Papa’s was one of those great used bookstores that stacked more volumes than should be reasonably stored into a space better meant for a small clothing store or barbershop. It was political, subversive, bohemian…wonderful. The walls were covered with obscure quotes from books that had to be identified by patrons in order to get a free book and your name under the correctly identified quote. The place was like a small, messy chapel to honor words. I even liked the look of those who browsed there: men with beards, women in peasant dresses and vests and no make-up. My memory has me at about 17 or 18 years old, standing tenuously on the brink of my life, not yet drafted, not yet anything, wallowing in my own potential and the romance of possibilities before me. It was there that I was poised when I found myself standing in front of the shelf labeled “Classics”. There were the writers that I had come to know and so many that I did not know, but whose names seemed like music: Voltaire, Homer, Victor Hugo, Bronte, Dickens, Dumas, Dostoyoevsky, Tolstoy.  Oh, we had labored through Great Expectations in 10th grade English, then Billy Budd and a little Shakespeare and such, but these were exercises in boredom for the way they were approached in class…like literary cadavers, sucked clean of any life. I can so clearly recall standing in front of all those names and being imbued with the desire to know them all, to read broadly and deeply until I could consider myself an educated man. I set myself on a ten year course of reading that slowly bled into a lifetime.

Of course it was years before I learned that knowledge is like an island: the larger it gets the greater the shoreline of the unknown.
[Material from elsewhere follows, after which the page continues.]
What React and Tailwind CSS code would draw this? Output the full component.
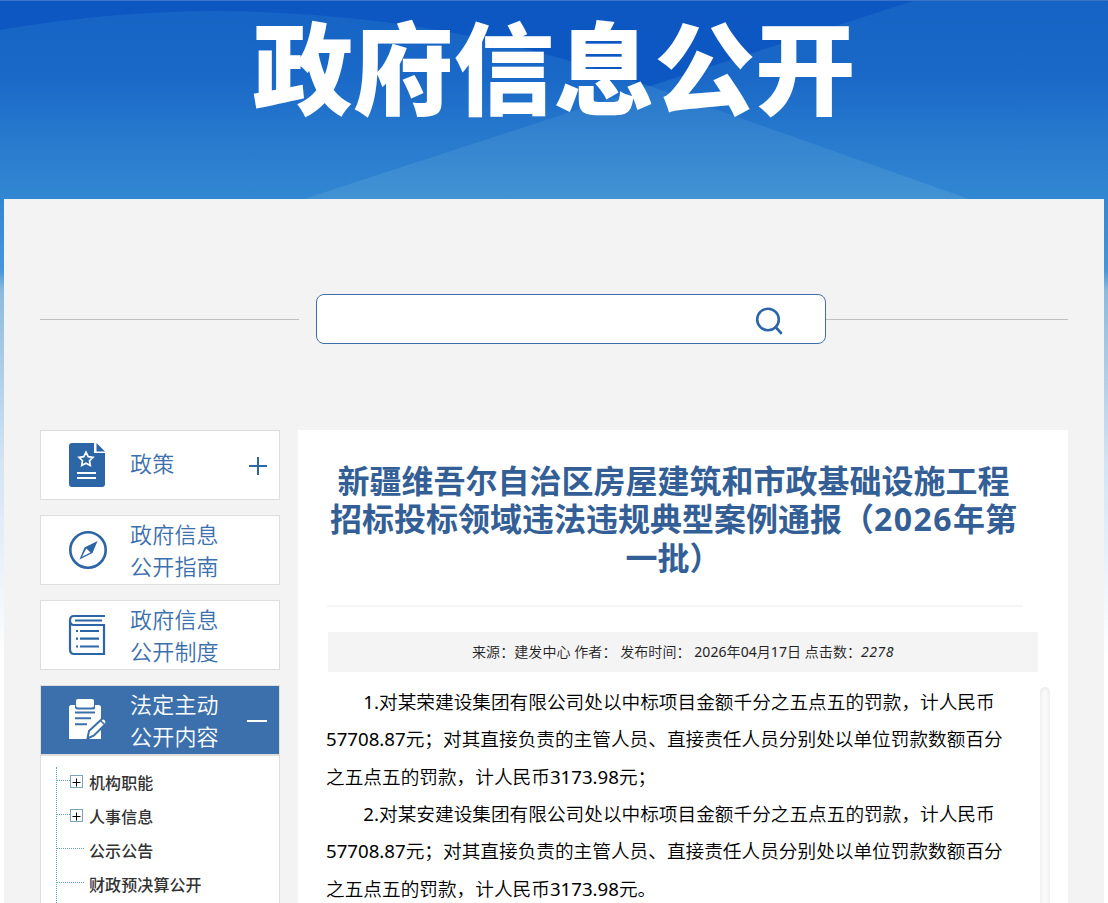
import React from 'react';

const TREE = [
  { label: '机构职能', expandable: true },
  { label: '人事信息', expandable: true },
  { label: '公示公告' },
  { label: '财政预决算公开' },
];

const PARAGRAPHS = [
  ['1.对某荣建设集团有限公司处以中标项目金额千分之五点五的罚款，计人民币', '57708.87元；对其直接负责的主管人员、直接责任人员分别处以单位罚款数额百分', '之五点五的罚款，计人民币3173.98元；'],
  ['2.对某安建设集团有限公司处以中标项目金额千分之五点五的罚款，计人民币', '57708.87元；对其直接负责的主管人员、直接责任人员分别处以单位罚款数额百分', '之五点五的罚款，计人民币3173.98元。'],
];

function Backdrop() {
  return (
    <svg className="absolute inset-0" width="1108" height="903" viewBox="0 0 1108 903">
      <defs>
        <linearGradient id="sky" gradientUnits="userSpaceOnUse" x1="0" y1="0" x2="0" y2="660">
          <stop offset="0" stopColor="#1563c4" />
          <stop offset="0.12" stopColor="#1a69c8" />
          <stop offset="0.2" stopColor="#2678cd" />
          <stop offset="0.3" stopColor="#3287d2" />
          <stop offset="0.41" stopColor="#4596da" />
          <stop offset="0.44" stopColor="#8cbadd" />
          <stop offset="0.7" stopColor="#d3e4f3" />
          <stop offset="1" stopColor="#ffffff" />
        </linearGradient>
        <linearGradient id="hill" gradientUnits="userSpaceOnUse" x1="0" y1="86" x2="0" y2="199">
          <stop offset="0" stopColor="#2877cb" />
          <stop offset="1" stopColor="#4293d4" />
        </linearGradient>
      </defs>
      <rect width="1108" height="660" fill="url(#sky)" />
      <path d="M0 0V30Q110 11 218 11Q400 12 560 58L650 86L916 0Z" fill="#0d57c2" />
      <path d="M304 199L650 86L969 199Z" fill="url(#hill)" />
      <rect width="1108" height="1" fill="#3a74c6" />
    </svg>
  );
}

function PolicyIcon() {
  return (
    <svg width="40" height="46" viewBox="0 0 40 46">
      <path d="M4 1H26V11H37V42Q37 45 34 45H4Q1 45 1 42V4Q1 1 4 1Z" fill="#2c66a6" />
      <path d="M28.5 1L37 9.5H28.5Z" fill="#2c66a6" />
      <path d="M18 10.2L20.2 14.6L25 15.3L21.5 18.7L22.3 23.5L18 21.2L13.7 23.5L14.5 18.7L11 15.3L15.8 14.6Z" fill="none" stroke="#fff" strokeWidth="1.7" />
      <path d="M9 31H28M9 36H28" stroke="#fff" strokeWidth="1.8" />
    </svg>
  );
}

function CompassIcon() {
  return (
    <svg width="40" height="46" viewBox="0 0 40 46">
      <circle cx="20" cy="23" r="17.7" fill="none" stroke="#2c66a6" strokeWidth="2.6" />
      <path d="M29.5 14L24.5 26L11.5 32.5L16.5 20.5Z" fill="#2c66a6" />
      <path d="M18.3 21.5L22.5 25.5L14 29.8Z" fill="#fff" />
    </svg>
  );
}

function BookIcon() {
  return (
    <svg width="40" height="46" viewBox="0 0 40 46" fill="none" stroke="#2c66a6" strokeWidth="2.2">
      <path d="M37 4H6Q2 4 2 8.5V37Q2 42 6 42H36V13H6Q2 13 2 8.5" />
      <path d="M7 8.5H34M12 19H31M12 26.7H31M12 34.5H31" />
      <path d="M8 19H10M8 26.7H10M8 34.5H10" />
    </svg>
  );
}

function ClipboardIcon() {
  return (
    <svg width="40" height="46" viewBox="0 0 40 46">
      <path d="M3.5 8H7V11Q8 12.5 10 12.5H25Q27 12.5 27 11V8H30.5Q33 8 33 10.5V42H1V10.5Q1 8 3.5 8Z" fill="#fff" />
      <rect x="8" y="2" width="18" height="8.5" rx="2" fill="#fff" />
      <path d="M7 15.5H27M7 21.2H23M7 27.2H19" stroke="#3c70ac" strokeWidth="2" />
      <path d="M38.5 26L26 38.5L19.5 41.5L21 34L34.5 21.5Q38 21 38.5 26Z" fill="#fff" stroke="#3c70ac" strokeWidth="2" />
      <path d="M32.5 23.5L37 28" stroke="#3c70ac" strokeWidth="1.5" />
    </svg>
  );
}

// digits take the regular weight, the characters around them stay lighter
function Mixed({ text }) {
  return text.split(/([\d.]+)/).map((part, i) => (
    i % 2 ? <span key={i} className="font-normal">{part}</span> : part
  ));
}

function MenuCard({ icon, children, sign, active }) {
  return (
    <div className={active
      ? 'flex h-[70px] items-center border border-[#dedede] bg-[#3c70ac] pl-[27px] text-white'
      : 'flex h-[70px] items-center border border-[#dedede] bg-white pl-[27px] text-[#3c70ac]'}
    >
      {icon}
      <div className={sign === 'plus'
        ? 'ml-[22px] w-[117px] pb-1 text-[22px] leading-8 font-[350] tracking-[0.2px]'
        : 'ml-[22px] w-[117px] text-[22px] leading-8 font-[350] tracking-[0.2px]'}
      >
        {children}
      </div>
      {sign === 'plus' && (
        <svg className="mt-0.5" width="20" height="20" viewBox="0 0 20 20" stroke="#2c66a6" strokeWidth="2">
          <path d="M2 10H20M11 1V19" />
        </svg>
      )}
      {sign === 'minus' && <span className="mt-px h-0.5 w-5 bg-white" />}
    </div>
  );
}

export default function App() {
  return (
    <div className="relative h-[903px] w-[1108px] overflow-hidden bg-white font-['Noto_Sans','Noto_Sans_CJK_SC',sans-serif]">
      <Backdrop />

      <div className="relative">
        <header className="flex h-[199px] justify-center">
          <h1 className="font-['Noto_Sans_CJK_SC',sans-serif] text-[100.5px] leading-[126px] font-black whitespace-nowrap text-white">政府信息公开</h1>
        </header>

        <main className="mx-1 h-[704px] bg-[#f3f3f3] px-9 pt-[95px]">
          {/* Search */}
          <div className="flex h-[50px] items-center">
            <span className="mr-[17px] h-px w-[259px] bg-[#c0c0c0]" />
            <div className="flex h-full w-[510px] items-center justify-end rounded-lg border border-[#3c70ac] bg-white pr-[42px]">
              <svg className="mt-1" width="28" height="28" viewBox="0 0 28 28" fill="none" stroke="#2c66a6" strokeWidth="2.6">
                <circle cx="13" cy="12.5" r="10.8" />
                <path d="M20.5 20L26 26" strokeLinecap="round" />
              </svg>
            </div>
            <span className="h-px flex-1 bg-[#c0c0c0]" />
          </div>

          <div className="mt-[86px] flex gap-[18px]">
            {/* Sidebar */}
            <aside className="w-60">
              <div className="flex flex-col gap-[15px]">
                <MenuCard icon={<PolicyIcon />} sign="plus">政策</MenuCard>
                <MenuCard icon={<CompassIcon />}>政府信息<br />公开指南</MenuCard>
                <MenuCard icon={<BookIcon />}>政府信息<br />公开制度</MenuCard>
                <MenuCard icon={<ClipboardIcon />} sign="minus" active>法定主动<br />公开内容</MenuCard>
              </div>
              <div className="h-[160px] border border-[#dedede] bg-white pt-[11px] pl-[15px]">
                <ul className="border-l border-dotted border-[#5fa3bf]">
                  {TREE.map(item => (
                    <li key={item.label} className="flex h-[34px] items-start">
                      <span className={item.expandable
                        ? 'mt-[13px] w-[13px] border-t border-dotted border-[#5fa3bf]'
                        : 'mt-[13px] w-[27px] border-t border-dotted border-[#5fa3bf]'}
                      />
                      {item.expandable && (
                        <svg className="mt-2" width="13" height="13" viewBox="0 0 13 13" fill="none">
                          <rect x="0.5" y="0.5" width="12" height="12" fill="#fff" stroke="#7aa5b8" />
                          <path d="M2.5 7.5H10.5M6.5 3.5V11.5" stroke="#000" />
                        </svg>
                      )}
                      <span className={item.expandable
                        ? 'ml-1.5 text-base leading-8 font-medium tracking-[0.1px] text-[#333]'
                        : 'ml-[5px] text-base leading-8 font-medium tracking-[0.1px] text-[#333]'}
                      >
                        {item.label}
                      </span>
                    </li>
                  ))}
                </ul>
              </div>
            </aside>

            {/* Article */}
            <article className="h-[473px] w-[770px] bg-white pt-8 pl-7">
              <h2 className="h-[143px] w-[695px] text-center text-[32px] leading-[38.4px] font-bold text-[#345f96]">
                新疆维吾尔自治区房屋建筑和市政基础设施工程<br />
                招标投标领域违法违规典型案例通报（<span className="tracking-[1.4px]">2026</span>年第<br />
                一批）
              </h2>
              <div className="ml-px h-0.5 w-[696px] bg-[#f5f5f5]" />
              <p className="mt-[25px] ml-0.5 h-10 w-[710px] bg-[#f4f4f4] text-center text-sm leading-10 font-[350] tracking-[0.07px] whitespace-pre text-[#222]">
                来源：建发中心 作者： 发布时间： <Mixed text="2026年04月17日" /> 点击数：<i className="font-normal tracking-[0.5px]">2278</i>
              </p>
              <div className="mt-[11px] flex">
                <div className="w-[714px] text-[18.67px] leading-[37.33px] font-[350] whitespace-nowrap text-black">
                  {PARAGRAPHS.map(lines => (
                    <p key={lines[0]} className="indent-[2em]">
                      {lines.map(line => <React.Fragment key={line}><Mixed text={line} /><br /></React.Fragment>)}
                    </p>
                  ))}
                </div>
                <div className="mt-1 h-[230px] w-2.5 rounded-full bg-[#fafafa] shadow-[inset_0_0_5px_rgba(0,0,0,0.1)]" />
              </div>
            </article>
          </div>
        </main>
      </div>
    </div>
  );
}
On my path I have come to know truly educated people, not just people who read names, but read subjects, people who know history in a way I will never, who read great literature in many languages in a way I can never, who understand science, math, economics, and art in ways that I bow to but will never experience. By the time I got a degree in English Literature and another in Philosophy, I realized that my corner of the educated world was quite small and, coincidently, impractical. Thus I headed to grad school to create a life in education. A school that I subsequently ran for a couple of decades adopted as its motto the Spanish phrase “Aun Aprendo”, I am (still) learning. It was lifted from a self-portrait by Goya, painted in his later years. I concur, that life, among other things, is a long process of learning and I have tried to be open to it. (As I also learned that we must relearn lessons again if we fail to benefit from the first time around.)

I grieved when I learned that Papa Bach’s closed about 1984 under the pressure of Borders and B. Dalton in, which have subsequently fallen under the boot of Amazon. There are few great bookstores left. San Francisco has had the wisdom to declare City Lights as historical. In Ojai, we are blessed to have Bart’s Books, one of the best and last great bookstores to which I have given my undying fidelity and most of my volumes over the years. It pleases me to see people come to Bart’s as if on a pilgrimage, and it pleases especially when those people are young. Just last month, I watched a boy who could not have been more than 12, standing in the middle of a room set aside for classic literature. I wanted to hug him or buy him a book, but these times do not smile on such behavior from old guys, so I just nodded and left him to his thoughts and he in turn left me with these.